Switters, a soon to be defunked CIA agent, finds himself in the Amazon, setting his gradmother's beloved parrot free, so the bird can spend it's remaining days uncaged, in natural surroundings. But when Switters is lead to a shaman with a head the shape of a pyramid, who puts a curse on him, denying him the privilege of using his legs, his life turns upside down. He's fired from his CIA job, gets rejected by his adolescent step sister, whom he is lusting after, and takes a job as a private agent, with an assignment to take gas masks to Kurdish soldiers in Iraq. How does he end up having an affair with a Catholic nun in an excommunicated convent in the middle of nowhere? And who is the blue nude in his grandmother's Matisse? Only Robbins could have thought up such craziness. It is more predictable and less surprising than some of his other books, but still I enjoyed reading it, as it was fun and provided a good escape for such a terrible time.

Rating: 5 stars
Summary: The Robbins' Promise... Renewed !
Review: Robbins, soul spawn of the '60s, is without doubt, the most "outside the box" descriptor writing today. His first, <Roadside>, introduced his eternal themes, from which he has never strayed, and Pray !, he never will. After <Cowgirls>, the Book (I shall not treat of that cinema sensationale), I felt him to be "off his feed," e.g., <Woodpecker>; but <Fierce Invalids>
has it ALL, says it ALL, and will both knock your socks off AND make them go up and down ! And he gifts us with a "new Amanda !"
If you can read <Fierce Invalids>, and not put it down during
cleansing belly laughs, or to contemplate Robbins' framing of
"The Eternal Issues," mayhaps you might schedule another MRI... soon. Keep the pretending DeLillos and whomever: Robbins is ours: he writes to be read, savoured, and to provoke... again !!!
And he L-O-V-E-S authentic women... without apology. Viva Tom !

Rating: 1 stars
Summary: Cowgirls this ain't
Review: I've read all of TR's novels and eagerly awaited this one. What a bust! I got about half way through it and just put it down - never to return.

Rating: 5 stars
Summary: Fabulous Frivolity
Review: I think we could all learn a thing or two from this book. Not only does Robbins weave a fantatic tapistry of a story, but he does so in such a whimsical lighthearted fashion, mimicing the "don't take yourself so seriously" theme of the story. Filled with the same linguistic adventures we have come to know and love from Robbins, Fierce Invalids is a fantastic achivement in both plot and free-spirited humor. A little over the top for many conservative minded people, so I understand why many are not as thrilled with this novel; seeing how it contains many drug references, and is quite esoteric at times. But if you relax and let Mr. Robbins do the talking, you'll be more then pleasantly surprised.

Rating: 2 stars
Summary: Diluted prose
Review: This book was my introduction to Tom Robbins, and it left me unsatisfied. It seemed to me that he attempted to advance the story (and his philosophizing) by throwing images and similes at the reader, and hoping some stuck. The result is frustrating -- Switters is a tedious travel companion who talks too much and says too little, and descriptions that fail to resonate at first ("too damn vivid", "fierce, hypnotic green eyes") do no better when repeated. Don't take Pynchon's praise too seriously; "Fierce Invalids" lacks the intensity, depth, and humor that "Gravity's Rainbow" achieves.

Rating: 2 stars
Summary: Wasted Talent, Puerile Book, by fermed
Review: This is a heavy handed attempt at being funny, and like most enterprises of such type, it fails. The author surely has an extraordinary talent, but it shows only occasionally (and fleetingly) in this book. What hits the reader--listener in this case--is the huge lack of discipline that underlies this novel. Without discipline there can be no art, no creativity, no music or architecture or painting or sculpture; and this is a monument to the lack of discipline.

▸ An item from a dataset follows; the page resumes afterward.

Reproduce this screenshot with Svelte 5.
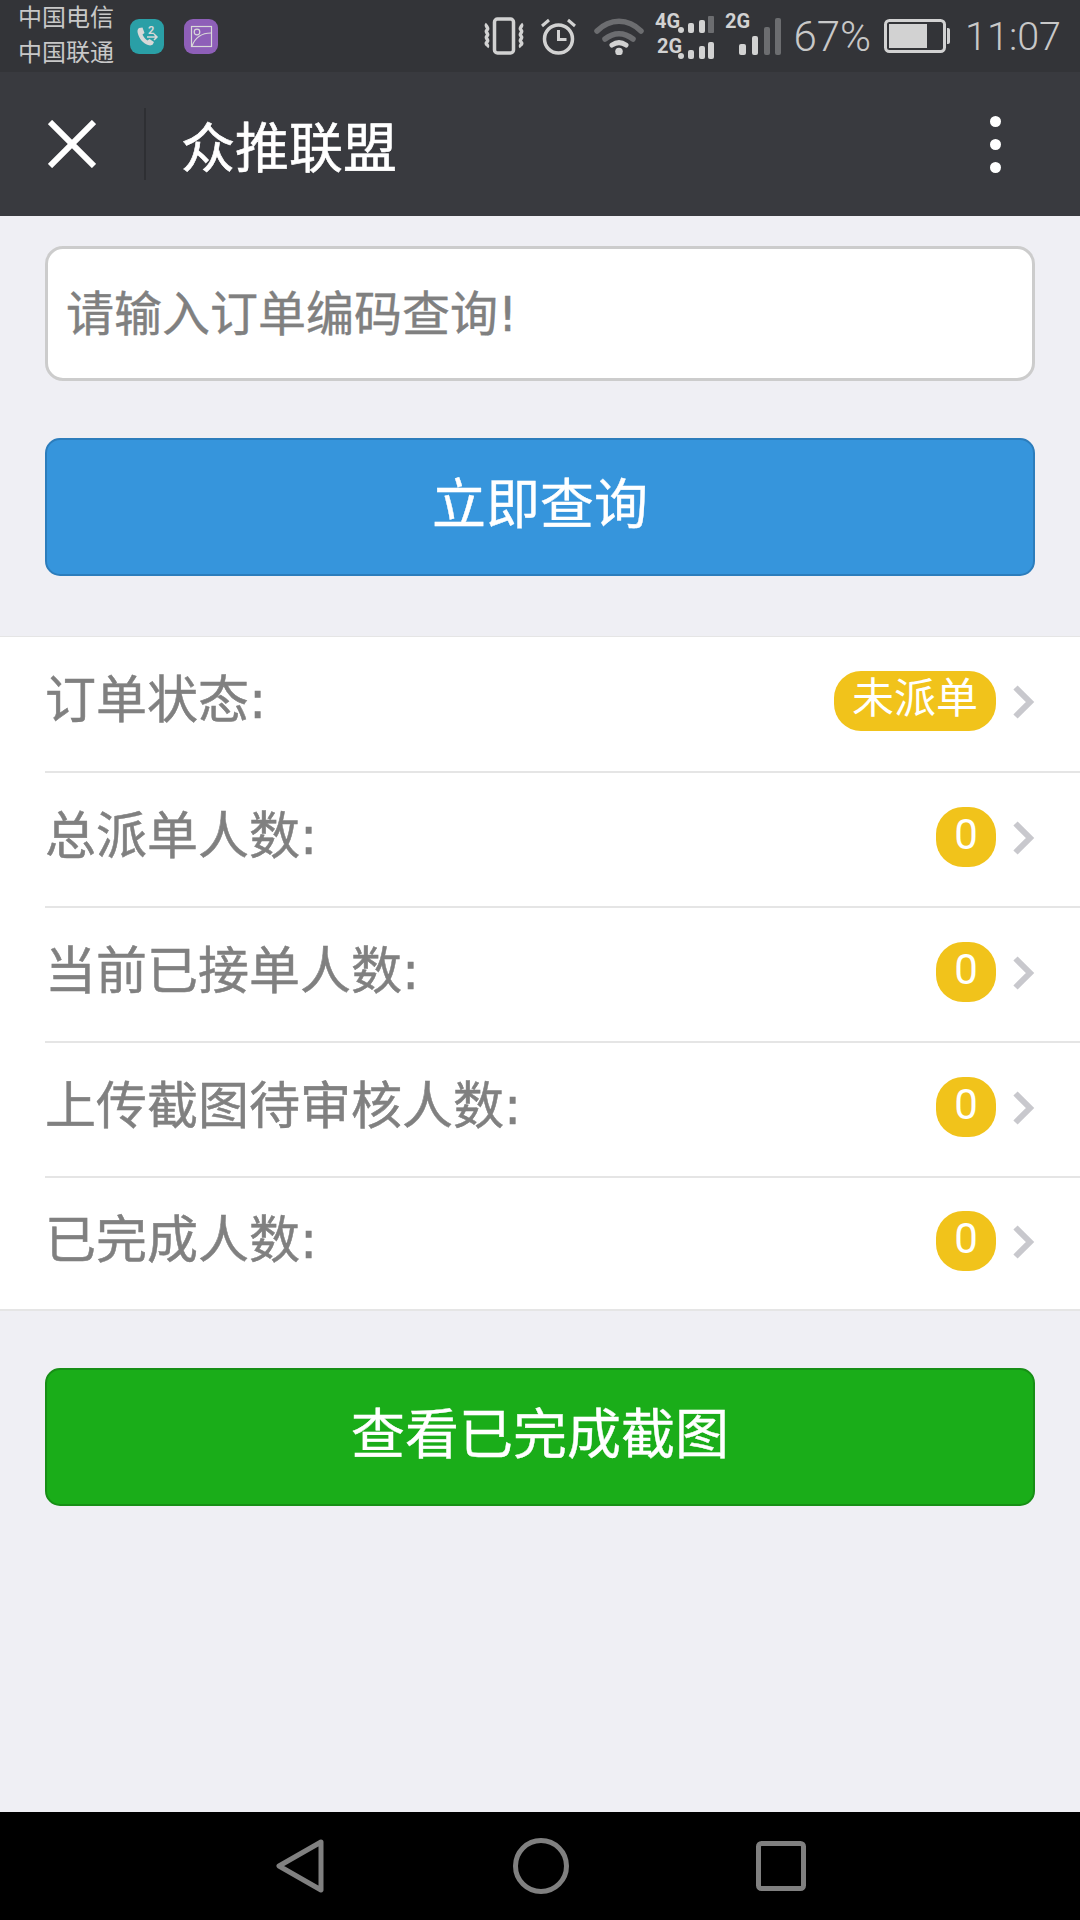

The book is populated by a variety of characters, most of whom seem plucked from a warehouse for discarded cliches: the lusting nun, the magical primitive, the pompous Britisher in a jungle setting, the slimmy lawyer, the spunky grandma, the titillating teenager, the drunk-talented-charming protagonist, the Pope. It is replete with half-baked philosophical pirouetting, with Marx Brothers and Three Stooges slapstick, and more insufferable ploys.

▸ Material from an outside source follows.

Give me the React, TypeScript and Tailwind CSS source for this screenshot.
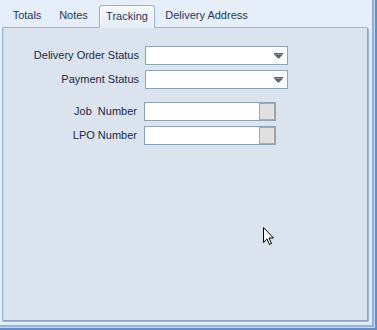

The book is twice as long as it should be. Its attempts at cleverness, like its attempts at humor, fail more often than not. Shock for the sake of shock has no shock value. Are the major publishing houses bereft of editors? Is there no one left with the authority to sit Mr. Robbins down and force him to re-write until he gets his story straight and drops all the nonsense? Mawkishness is never funny, slapstick is puerile, pseudo philosophy is tedious. A potentially great writing talent is being wasted for lack of discipline and direction. Such a shame.